Moral standards usually develop without the benefit of personal experience
People need moral codes. When you have standards of what you will, and more importantly, what you won’t do, you feel like a somebody. To be blunt, everyone needs to feel like they are better than someone else. The rapist, the murderer, the child molester…these are people we look at from afar and say with self satisfaction, “I would never do that.” Not every moral standard is about something as extreme as killing the next person. There are other things that we refuse to do, again, feeling confident in our self worth. The problem we have is that we usually imagine how we would feel under circumstances we have never experienced. Given that most of our moral standards develop when we are children, it is only natural that we are only imagining how we would react. We say with confidence what we would never do, but we do not really know until we are put to the test. It is far too easy to judge people who are dealing with situations we have never faced in real life. We make imaginary moral decisions about imagined events. For example, “I would never snatch the last life preserver from an elderly person on a sinking ship,” Most of us think this, and certainly most of us would say this out loud in a group if we were asked. But in truth we do not know what we will do when an unprecedented situation occurs, even a minor situation such as looking at another person’s test paper.

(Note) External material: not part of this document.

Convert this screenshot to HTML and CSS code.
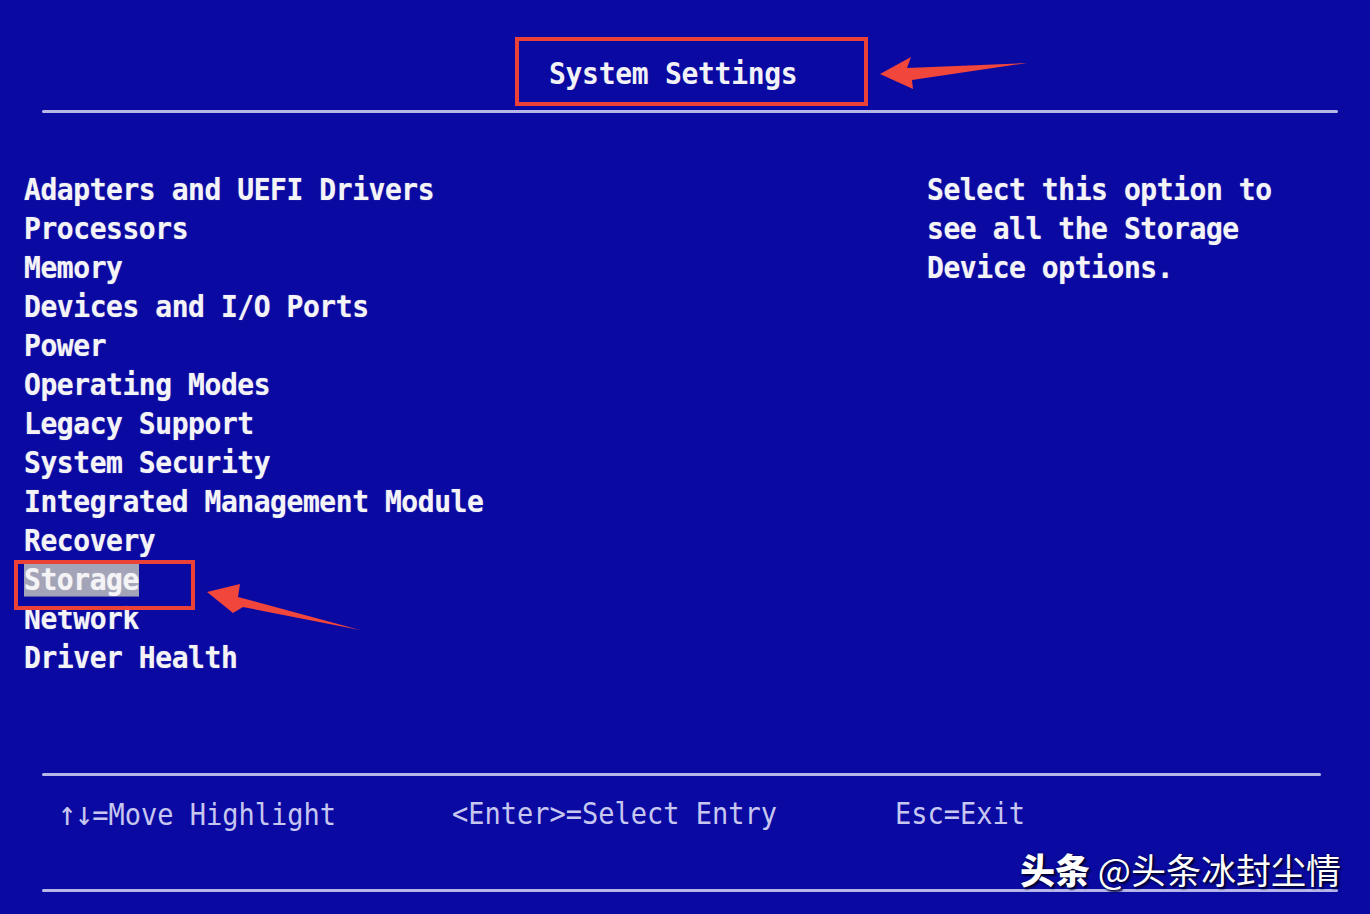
FILE: index.html
```html
<html>
<head><title>System Settings</title>
<link rel="stylesheet" href="styles.css">
</head>
<body>

<div class="screen">

<div class="header">
    <div class="title-box"><span class="title">System Settings</span></div>
</div>
<div class="rule top-rule"></div>

<div class="main">
    <div class="menu">
        <div class="item">Adapters and UEFI Drivers</div>
        <div class="item">Processors</div>
        <div class="item">Memory</div>
        <div class="item">Devices and I/O Ports</div>
        <div class="item">Power</div>
        <div class="item">Operating Modes</div>
        <div class="item">Legacy Support</div>
        <div class="item">System Security</div>
        <div class="item">Integrated Management Module</div>
        <div class="item">Recovery</div>
        <div class="item"><span class="selected">Storage</span></div>
        <div class="item">Network</div>
        <div class="item">Driver Health</div>
    </div>
    <div class="help">
        <div class="item">Select this option to</div>
        <div class="item">see all the Storage</div>
        <div class="item">Device options.</div>
    </div>
</div>

<div class="rule mid-rule"></div>

<div class="keys">
    <span class="key first"><span class="arrows">↑↓</span>=Move Highlight</span>
    <span class="key second">&lt;Enter&gt;=Select Entry</span>
    <span class="key">Esc=Exit</span>
</div>

<div class="rule bottom-rule"></div>

<!-- annotations drawn over the screenshot -->
<svg class="marks" width="1370" height="914" viewBox="0 0 1370 914">
    <rect x="16" y="562" width="177" height="46" fill="none" stroke="#ec4136" stroke-width="4"/>
    <polygon fill="#f0463b" points="880,74 911,57 907,68 1027,63 912,80 913,89"/>
    <polygon fill="#f0463b" points="207,592 240,584 238,597 360,630 243,607 233,613"/>
</svg>

<div class="watermark"><b>头条</b> @头条冰封尘情</div>

</div>
</body>
</html>
```

FILE: styles.css
```css
html, body {
  margin: 0;
  padding: 0;
}

body {
  background: #0a0a9c;
  font-family: "DejaVu Sans Mono", monospace;
}

.screen {
  position: relative;
  width: 1370px;
  height: 914px;
  overflow: hidden;
  background: radial-gradient(120% 120% ellipse at center, #0a0aa2 60%, #07078a 100%);
}

.header {
  padding: 37px 0 0 515px;
}

.title-box {
  box-sizing: border-box;
  width: 353px;
  height: 69px;
  border: 4px solid #ec4136;
  padding: 3px 0 0 30px;
  display: flex;
  align-items: center;
}

.title {
  color: #f2f2f6;
  font-weight: bold;
  font-size: 28px;
  letter-spacing: -0.3px;
  white-space: pre;
  display: inline-block;
  transform: scaleY(1.1);
}

.rule {
  height: 3px;
  margin-left: 42px;
  background: #b6b6e8;
  border-radius: 2px;
}

.top-rule {
  margin-top: 4px;
  width: 1296px;
}

.main {
  display: flex;
  padding: 57px 0 0 24px;
}

.menu {
  width: 903px;
}

.item {
  color: #f4f4f6;
  font-weight: bold;
  font-size: 28px;
  letter-spacing: -0.45px;
  line-height: 39px;
  height: 39px;
  white-space: pre;
  transform: scaleY(1.1);
  text-shadow: 0 0 1px rgba(255, 255, 255, 0.5);
}

.selected {
  display: inline-block;
  vertical-align: top;
  margin-top: 4.5px;
  line-height: 30px;
  background: #a4a4b8;
}

.mid-rule {
  margin-top: 96px;
  width: 1279px;
}

.keys {
  display: flex;
  padding: 18px 0 0 58px;
  height: 39px;
  line-height: 39px;
}

.key {
  color: #c6c6f0;
  font-size: 27px;
  white-space: pre;
  display: inline-block;
  transform: scaleY(1.12);
}

.arrows {
  font-size: 30px;
  letter-spacing: -1px;
}

.first {
  width: 394px;
}

.second {
  width: 443px;
}

.bottom-rule {
  margin-top: 56px;
  width: 1296px;
}

/* overlay annotations */
.marks {
  position: absolute;
  left: 0;
  top: 0;
}

.watermark {
  position: absolute;
  left: 1020px;
  top: 845px;
  color: #ffffff;
  font-family: "Noto Sans CJK SC", sans-serif;
  font-size: 35px;
  line-height: 48px;
  white-space: pre;
  text-shadow: 2px 2px 2px #000030, 0 0 2px #000030;
}

.watermark b {
  font-weight: 900;
}
```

Addiction is an unprecedented situation
Before we ever felt the intoxicating effects of a mind altering substance, we made a lot of decisions about what we would or wouldn’t do concerning drugs and alcohol. I suppose it could be said of almost everything in life that we don’t know what it is like until we have experienced it, but I will submit that addiction is far more surprising than other things. First of all, none of us believes we can become addicted to anything. I, for one, did not believe in the existence of addiction. I did not think about it much, but when I did I could not understand people who cannot control what they do. That just made no sense to me. I believed I had total control over everything that I did and regarded addiction as irrelevant to me. I was too immature to notice that I had no control over my anger and how I expressed my anger. I could not shake my anxiety in social situations. There were some obsessive compulsive habits that I did even when I did not want to, such as counting all live animals I saw within a 24 hour period and keeping a running list throughout the day. I could put myself down because I did not realize I had much in common with people who did things they did not want to do because to not do those things would be to bring about unthinkable fear. But I do not have to put myself down because one thing we are taught about people our society labels as “bad” is that we have nothing in common with them because we are “good.” American culture is not about finding common ground but about differentiating yourself so that you are not like other people. Everyone wants to be special and unique and there is no upside to finding out what, if anything, we have in common with “bad” people.
What about the people I think are lower than me?
In the bible Jesus says something like, “you guys never visited me when I was in prison. You never clothed me when I was naked or fed me when I was hungry. When I needed you, you were not there for me.” The disciples were all indignant and baffled, and they were like, “when did all this happen?” Jesus responded “when you did not do these things for the people you consider far beneath you, you did not do them for me.” I am paraphrasing Matthew 24. In Matthew 24 the translation I have read for those you consider beneath you, is “the least among you.” The people we consider beneath us are usually people who have made moral decisions we imagine we would never, ever make. We think of ourselves as better and society is ok with that. Of course we are better than rapists, or serial killers! But Jesus does not tell us to luxuriate in the self-satisfaction of superiority. Instead he tells us to do for those people. The “least among you” varies for each individual. I know there are many people who embrace racism, while for me, the racist is almost less than human, if I am being totally honest. Certainly the racist has not developed the reasoning to evaluated his or her beliefs about race when race is so poorly defined and people are a mix of different ethnicities. As soon as I think of the possibility of trying to see where the racist is coming from, trying to understand his thinking, I feel a great resistance within myself, almost a physical aversion to the very thought of using the word we to refer to myself and a Klansman (one example). I really do not want to see what we have in common. I am not willing to explore the idea that the Klansman is as good as I am, because in my heart of hearts I do not believe that he is. I think of him as inferior and I am comfortable with that. This admission is very raw and I will have to consider if I want to reach the next level of moral reasoning that demands I see what I have in common with the least among us, instead of embracing how different I am. Who am I willing to include when I use the word “we”?
Judging others is relevant to a blog about street life
I want to use my blog to humanize people that society is quick to discount. The homeless, the thieves, the prostitutes, the felons, the drug dealers, and others that can easily be found on the streets of downtown Honolulu. But it is important for me to remember that although these people are not “the least” the way I view rapists and racists, for other people, the people on the street are the epitome of “the least.” People are no more willing to see what they have in common with a prostitute than I am to see what I have in common with a Klansman. Is there a way to push through that barrier that unapologetically separates us as we do what Jesus tells us to never do–judge others. Or is it ok to keep the bad people where they are—over there and far away? Do we even want to find common ground with those we detest? Interestingly, everyone makes somebody’s list of unworthy and subhuman. If you are white and you are not actively helping to wage war against minorities you are considered by some to be a race traitor. Is it better to understand the incomprehensible other or just to stay away. In today’s world we opt to stay away but that might not be a solution that solves anything.